A friend of mine played that album all the time, and I finally said “what is this?” and another friend of mine just freaked out and said, “you have to go to lunch with me” -- to this crummy bar, where they had a cocktail model of Space Invaders. He dragged me down there during lunch the next week at work and gave me a quarter. I promptly got myself killed, and was just standing there and thinking.
I had discovered while I was working at GM that I liked the display programming, the climate control, things with a visual readout. And I remember standing there thinking “God, this looks a lot like what I do.” And I started to find out, “where did they do this? Is this the only one?”

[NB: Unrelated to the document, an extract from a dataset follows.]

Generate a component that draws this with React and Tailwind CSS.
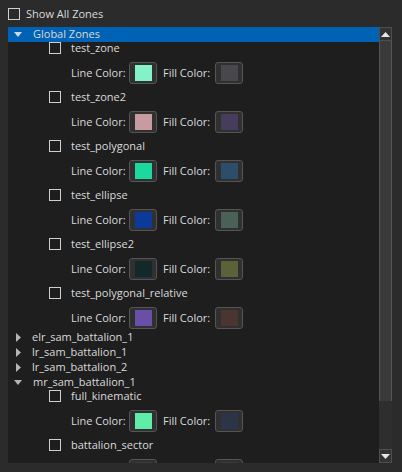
import React from "react";

const globalZones = [
  { name: "test_zone", line: "#84f2c8", fill: "#48484c" },
  { name: "test_zone2", line: "#c89ba0", fill: "#463c5c" },
  { name: "test_polygonal", line: "#1cd8a0", fill: "#2c4e6a" },
  { name: "test_ellipse", line: "#0b3a9a", fill: "#4a6158" },
  { name: "test_ellipse2", line: "#132828", fill: "#5c6238" },
  { name: "test_polygonal_relative", line: "#6a4fa8", fill: "#4a3530" },
];

const mrZones = [
  { name: "full_kinematic", line: "#5eeeaa", fill: "#2c3448" },
  { name: "battalion_sector", line: "#3a3a3a", fill: "#3a3a3a", clipped: true },
];

function Check() {
  return <div className="w-[12px] h-[12px] border border-[#cfcfcf] shrink-0" />;
}

function Swatch({ color }) {
  return (
    <div className="w-[28px] h-[22px] border border-[#545454] rounded-[3px] bg-[#303030] flex items-center justify-center shrink-0">
      <div className="w-[17px] h-[16px]" style={{ backgroundColor: color }} />
    </div>
  );
}

function Zone({ z, last }) {
  return (
    <div className="flex flex-col">
      <div className="h-[14px] flex items-start pl-[41px]">
        <Check />
        <span className="ml-[10px] leading-[12px] whitespace-nowrap">{z.name}</span>
      </div>
      <div className={(last ? "h-[29px]" : "h-[35px]") + " pt-[6px] pl-[63px] flex items-start"}>
        <div className="h-[22px] flex items-center">
          <span className={"w-[58px] whitespace-nowrap " + (z.clipped ? "invisible" : "")}>Line Color:</span>
          <Swatch color={z.line} />
          <span className={"ml-[6px] w-[52px] whitespace-nowrap " + (z.clipped ? "invisible" : "")}>Fill Color:</span>
          <Swatch color={z.fill} />
        </div>
      </div>
    </div>
  );
}

function Collapsed({ name }) {
  return (
    <div className="h-[15px] flex items-center">
      <svg width="24" height="15" className="shrink-0">
        <polygon points="8,3 13,7.5 8,12" fill="#b4b4b4" />
      </svg>
      <span className="whitespace-nowrap">{name}</span>
    </div>
  );
}

function Expanded({ name, selected }) {
  return (
    <div className={"h-[15px] flex items-center " + (selected ? "bg-[#0062b4]" : "")}>
      <svg width="25" height="15" className="shrink-0">
        <polygon points="6,5 14,5 10,10" fill={selected ? "#cdd9e6" : "#b4b4b4"} />
      </svg>
      <span className="whitespace-nowrap">{name}</span>
    </div>
  );
}

export default function App() {
  return (
    <div
      className="w-[402px] h-[472px] bg-[#2b2b2b] text-[#dadada] text-[11px] overflow-hidden"
      style={{ fontFamily: '"Open Sans", "Noto Sans", sans-serif' }}
    >
      <div className="h-[27px] pt-[8px] pl-[8px] flex items-start">
        <Check />
        <span className="ml-[6px] leading-[12px]">Show All Zones</span>
      </div>
      <div className="ml-[8px] w-[384px] h-[436px] bg-[#1e1e1f] flex overflow-hidden">
        <div className="w-[371px] flex flex-col overflow-hidden">
          <Expanded name="Global Zones" selected />
          {globalZones.map((z, i) => (
            <Zone key={z.name} z={z} last={i === globalZones.length - 1} />
          ))}
          <Collapsed name="elr_sam_battalion_1" />
          <Collapsed name="lr_sam_battalion_1" />
          <Collapsed name="lr_sam_battalion_2" />
          <Expanded name="mr_sam_battalion_1" />
          {mrZones.map((z) => (
            <Zone key={z.name} z={z} />
          ))}
        </div>
        <div className="w-[13px] flex flex-col">
          <div className="h-[14px] border border-[#4e4e4e] bg-[#333333] flex items-center justify-center">
            <svg width="9" height="5">
              <polygon points="0,5 9,5 4.5,0" fill="#e6e6e6" />
            </svg>
          </div>
          <div className="h-[360px] border-x border-[#555555] bg-[#3a3a3a]" />
          <div className="flex-1 bg-[#2e2e2e]" />
          <div className="h-[14px] border border-[#4e4e4e] bg-[#333333] flex items-center justify-center">
            <svg width="9" height="5">
              <polygon points="0,0 9,0 4.5,5" fill="#e6e6e6" />
            </svg>
          </div>
        </div>
      </div>
    </div>
  );
}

Now people know so much more stuff because of the Internet. Nowadays, I would have Googled it, but there was just no information back then, nothing written about this programming. One of the things at Atari that was so hard -- there’s nothing to read. I had so many questions about what to do, and how, but there was nothing to read and nobody to talk to.
So you were completely shooting blind, figuring it out on your own?
Anything else you’d like to add about the conference?
I’m so pleased that there’s any possibility that I can be helpful at this point. I love teaching because I’m really determined to give back. I never did any volunteer work or anything like that, but I had a really great career. I’ve had such a great life, and such a great career, and when I came back to Arkansas and saw that people here really struggle to get an education, it’s not something that can be taken for granted. So I’m so pleased -- I know that I make a contribution here in higher education. And now being asked to do this -- I’m so pleased to be acknowledged, and I just feel so good about the whole thing! I’m hopeful I’ll manage to strike the right notes.
WIGI will be held Saturday, September 8th at the Austin Convention Center.